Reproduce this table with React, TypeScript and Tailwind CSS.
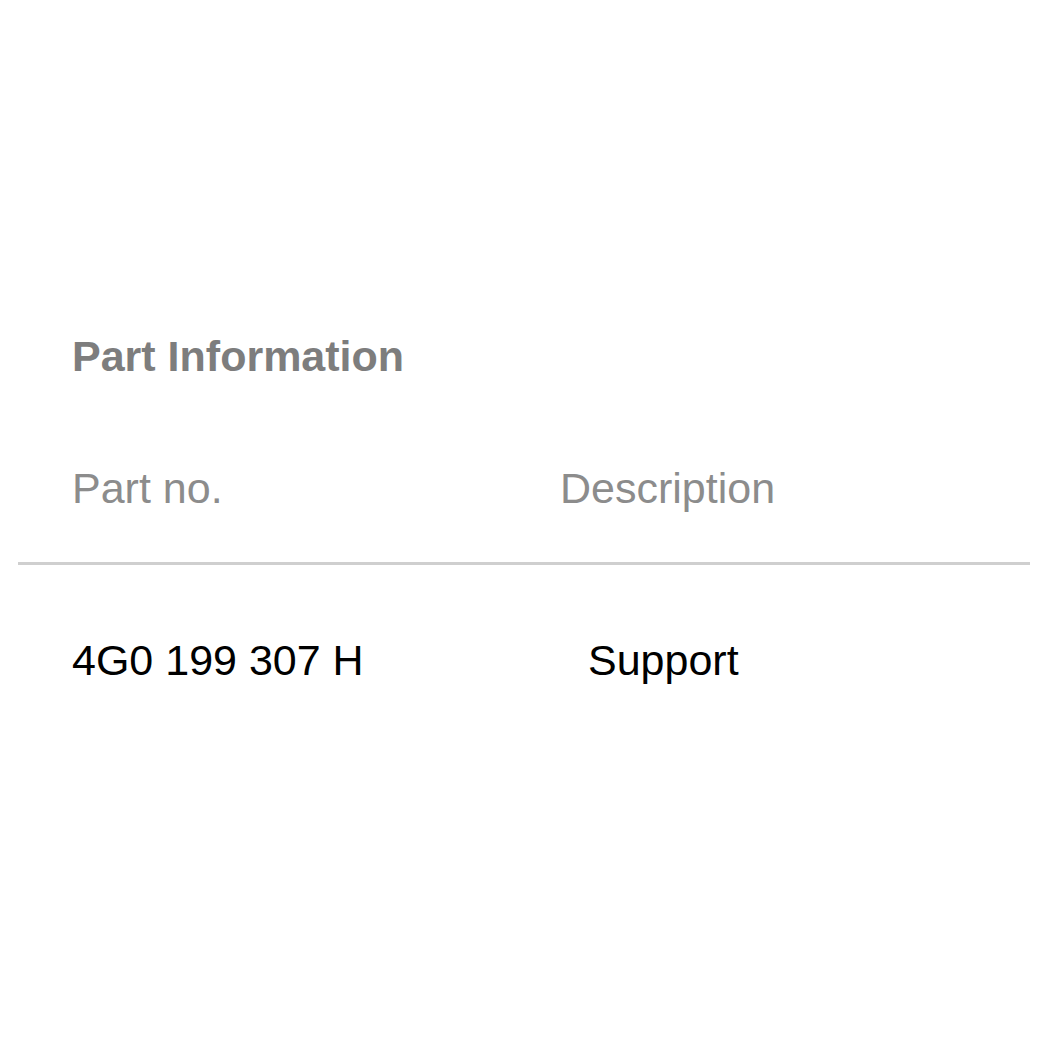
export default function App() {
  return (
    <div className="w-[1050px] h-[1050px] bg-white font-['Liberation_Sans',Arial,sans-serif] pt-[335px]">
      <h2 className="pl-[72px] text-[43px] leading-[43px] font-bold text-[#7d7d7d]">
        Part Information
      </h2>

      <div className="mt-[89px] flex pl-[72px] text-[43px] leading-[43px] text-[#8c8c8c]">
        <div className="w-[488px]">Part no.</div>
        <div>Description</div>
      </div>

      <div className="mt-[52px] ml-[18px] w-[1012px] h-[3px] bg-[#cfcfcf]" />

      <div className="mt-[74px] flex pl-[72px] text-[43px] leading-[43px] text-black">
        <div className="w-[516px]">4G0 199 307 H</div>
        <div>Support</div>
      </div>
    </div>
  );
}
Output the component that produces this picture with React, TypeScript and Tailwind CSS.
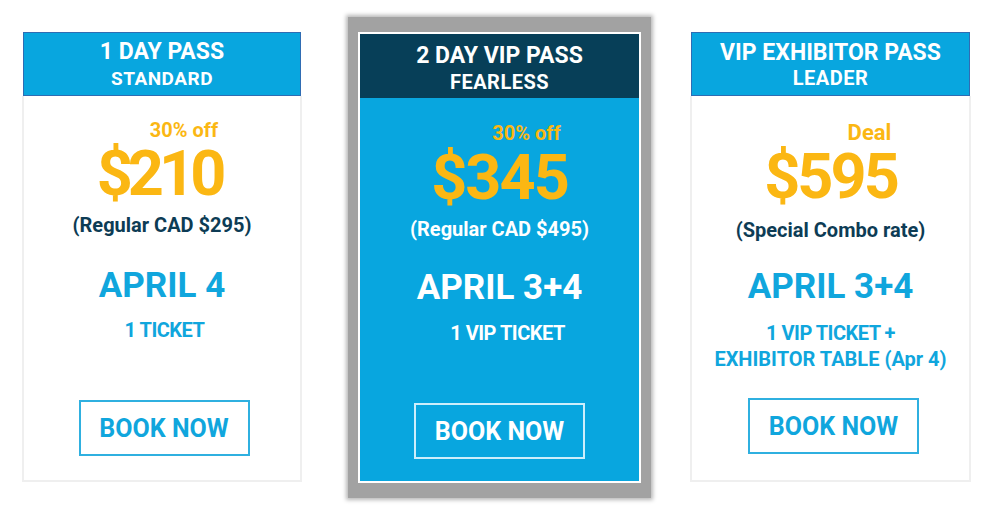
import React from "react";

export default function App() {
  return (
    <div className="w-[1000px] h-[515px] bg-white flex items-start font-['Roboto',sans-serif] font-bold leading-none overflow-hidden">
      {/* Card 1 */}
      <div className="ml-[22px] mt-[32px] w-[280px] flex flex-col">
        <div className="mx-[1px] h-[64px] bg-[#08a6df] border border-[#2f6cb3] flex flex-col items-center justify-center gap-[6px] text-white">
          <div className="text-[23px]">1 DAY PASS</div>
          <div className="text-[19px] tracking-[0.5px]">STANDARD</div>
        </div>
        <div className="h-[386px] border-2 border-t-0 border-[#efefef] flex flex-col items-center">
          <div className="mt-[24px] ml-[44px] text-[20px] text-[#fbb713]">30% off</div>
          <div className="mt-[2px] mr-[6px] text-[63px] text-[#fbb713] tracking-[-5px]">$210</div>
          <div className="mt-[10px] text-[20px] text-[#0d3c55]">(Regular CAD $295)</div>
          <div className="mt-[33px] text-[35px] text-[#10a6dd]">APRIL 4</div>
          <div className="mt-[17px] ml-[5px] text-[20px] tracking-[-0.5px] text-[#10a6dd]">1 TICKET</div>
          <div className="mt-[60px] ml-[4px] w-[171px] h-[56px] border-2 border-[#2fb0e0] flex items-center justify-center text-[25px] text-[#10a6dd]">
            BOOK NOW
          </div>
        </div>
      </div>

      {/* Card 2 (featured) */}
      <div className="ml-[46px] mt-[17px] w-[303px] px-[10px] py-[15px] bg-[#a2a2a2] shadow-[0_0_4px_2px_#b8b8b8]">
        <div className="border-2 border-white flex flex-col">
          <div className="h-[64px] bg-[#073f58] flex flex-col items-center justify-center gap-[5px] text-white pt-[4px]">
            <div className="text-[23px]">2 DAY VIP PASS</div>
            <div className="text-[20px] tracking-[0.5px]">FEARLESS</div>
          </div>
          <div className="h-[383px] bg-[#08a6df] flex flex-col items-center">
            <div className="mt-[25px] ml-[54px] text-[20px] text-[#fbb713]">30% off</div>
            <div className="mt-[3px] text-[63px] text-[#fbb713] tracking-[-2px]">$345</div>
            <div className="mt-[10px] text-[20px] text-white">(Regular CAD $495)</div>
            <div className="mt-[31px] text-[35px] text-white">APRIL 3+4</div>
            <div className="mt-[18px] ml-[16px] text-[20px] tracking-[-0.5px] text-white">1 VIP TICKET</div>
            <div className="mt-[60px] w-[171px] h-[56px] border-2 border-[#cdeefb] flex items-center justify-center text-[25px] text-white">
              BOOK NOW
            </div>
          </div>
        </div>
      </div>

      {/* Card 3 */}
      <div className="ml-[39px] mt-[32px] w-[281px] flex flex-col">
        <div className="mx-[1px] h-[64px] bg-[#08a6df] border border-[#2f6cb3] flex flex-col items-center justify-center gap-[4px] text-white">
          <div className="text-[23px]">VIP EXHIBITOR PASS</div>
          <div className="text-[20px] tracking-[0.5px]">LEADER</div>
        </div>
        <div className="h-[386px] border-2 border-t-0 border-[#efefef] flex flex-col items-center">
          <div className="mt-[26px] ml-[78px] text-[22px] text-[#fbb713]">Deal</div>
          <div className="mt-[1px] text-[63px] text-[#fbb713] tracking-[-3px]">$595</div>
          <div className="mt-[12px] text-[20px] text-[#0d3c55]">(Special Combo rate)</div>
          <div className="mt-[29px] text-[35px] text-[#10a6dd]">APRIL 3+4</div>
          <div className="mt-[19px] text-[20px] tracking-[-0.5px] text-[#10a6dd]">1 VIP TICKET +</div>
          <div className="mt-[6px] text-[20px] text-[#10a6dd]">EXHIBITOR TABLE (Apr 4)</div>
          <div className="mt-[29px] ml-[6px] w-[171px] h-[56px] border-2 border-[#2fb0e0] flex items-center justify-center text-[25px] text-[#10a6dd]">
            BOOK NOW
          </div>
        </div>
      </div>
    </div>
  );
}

● ● ● ● ● ● ●

Repeat the records in full, exactly as they appear, without the pictures.

-- The reply --
Reproduce this table with React, TypeScript and Tailwind CSS.
export default function App() {
  return (
    <div className="w-[1050px] h-[1050px] bg-white font-['Liberation_Sans',Arial,sans-serif] pt-[335px]">
      <h2 className="pl-[72px] text-[43px] leading-[43px] font-bold text-[#7d7d7d]">
        Part Information
      </h2>

      <div className="mt-[89px] flex pl-[72px] text-[43px] leading-[43px] text-[#8c8c8c]">
        <div className="w-[488px]">Part no.</div>
        <div>Description</div>
      </div>

      <div className="mt-[52px] ml-[18px] w-[1012px] h-[3px] bg-[#cfcfcf]" />

      <div className="mt-[74px] flex pl-[72px] text-[43px] leading-[43px] text-black">
        <div className="w-[516px]">4G0 199 307 H</div>
        <div>Support</div>
      </div>
    </div>
  );
}
Output the component that produces this picture with React, TypeScript and Tailwind CSS.
import React from "react";

export default function App() {
  return (
    <div className="w-[1000px] h-[515px] bg-white flex items-start font-['Roboto',sans-serif] font-bold leading-none overflow-hidden">
      {/* Card 1 */}
      <div className="ml-[22px] mt-[32px] w-[280px] flex flex-col">
        <div className="mx-[1px] h-[64px] bg-[#08a6df] border border-[#2f6cb3] flex flex-col items-center justify-center gap-[6px] text-white">
          <div className="text-[23px]">1 DAY PASS</div>
          <div className="text-[19px] tracking-[0.5px]">STANDARD</div>
        </div>
        <div className="h-[386px] border-2 border-t-0 border-[#efefef] flex flex-col items-center">
          <div className="mt-[24px] ml-[44px] text-[20px] text-[#fbb713]">30% off</div>
          <div className="mt-[2px] mr-[6px] text-[63px] text-[#fbb713] tracking-[-5px]">$210</div>
          <div className="mt-[10px] text-[20px] text-[#0d3c55]">(Regular CAD $295)</div>
          <div className="mt-[33px] text-[35px] text-[#10a6dd]">APRIL 4</div>
          <div className="mt-[17px] ml-[5px] text-[20px] tracking-[-0.5px] text-[#10a6dd]">1 TICKET</div>
          <div className="mt-[60px] ml-[4px] w-[171px] h-[56px] border-2 border-[#2fb0e0] flex items-center justify-center text-[25px] text-[#10a6dd]">
            BOOK NOW
          </div>
        </div>
      </div>

      {/* Card 2 (featured) */}
      <div className="ml-[46px] mt-[17px] w-[303px] px-[10px] py-[15px] bg-[#a2a2a2] shadow-[0_0_4px_2px_#b8b8b8]">
        <div className="border-2 border-white flex flex-col">
          <div className="h-[64px] bg-[#073f58] flex flex-col items-center justify-center gap-[5px] text-white pt-[4px]">
            <div className="text-[23px]">2 DAY VIP PASS</div>
            <div className="text-[20px] tracking-[0.5px]">FEARLESS</div>
          </div>
          <div className="h-[383px] bg-[#08a6df] flex flex-col items-center">
            <div className="mt-[25px] ml-[54px] text-[20px] text-[#fbb713]">30% off</div>
            <div className="mt-[3px] text-[63px] text-[#fbb713] tracking-[-2px]">$345</div>
            <div className="mt-[10px] text-[20px] text-white">(Regular CAD $495)</div>
            <div className="mt-[31px] text-[35px] text-white">APRIL 3+4</div>
            <div className="mt-[18px] ml-[16px] text-[20px] tracking-[-0.5px] text-white">1 VIP TICKET</div>
            <div className="mt-[60px] w-[171px] h-[56px] border-2 border-[#cdeefb] flex items-center justify-center text-[25px] text-white">
              BOOK NOW
            </div>
          </div>
        </div>
      </div>

      {/* Card 3 */}
      <div className="ml-[39px] mt-[32px] w-[281px] flex flex-col">
        <div className="mx-[1px] h-[64px] bg-[#08a6df] border border-[#2f6cb3] flex flex-col items-center justify-center gap-[4px] text-white">
          <div className="text-[23px]">VIP EXHIBITOR PASS</div>
          <div className="text-[20px] tracking-[0.5px]">LEADER</div>
        </div>
        <div className="h-[386px] border-2 border-t-0 border-[#efefef] flex flex-col items-center">
          <div className="mt-[26px] ml-[78px] text-[22px] text-[#fbb713]">Deal</div>
          <div className="mt-[1px] text-[63px] text-[#fbb713] tracking-[-3px]">$595</div>
          <div className="mt-[12px] text-[20px] text-[#0d3c55]">(Special Combo rate)</div>
          <div className="mt-[29px] text-[35px] text-[#10a6dd]">APRIL 3+4</div>
          <div className="mt-[19px] text-[20px] tracking-[-0.5px] text-[#10a6dd]">1 VIP TICKET +</div>
          <div className="mt-[6px] text-[20px] text-[#10a6dd]">EXHIBITOR TABLE (Apr 4)</div>
          <div className="mt-[29px] ml-[6px] w-[171px] h-[56px] border-2 border-[#2fb0e0] flex items-center justify-center text-[25px] text-[#10a6dd]">
            BOOK NOW
          </div>
        </div>
      </div>
    </div>
  );
}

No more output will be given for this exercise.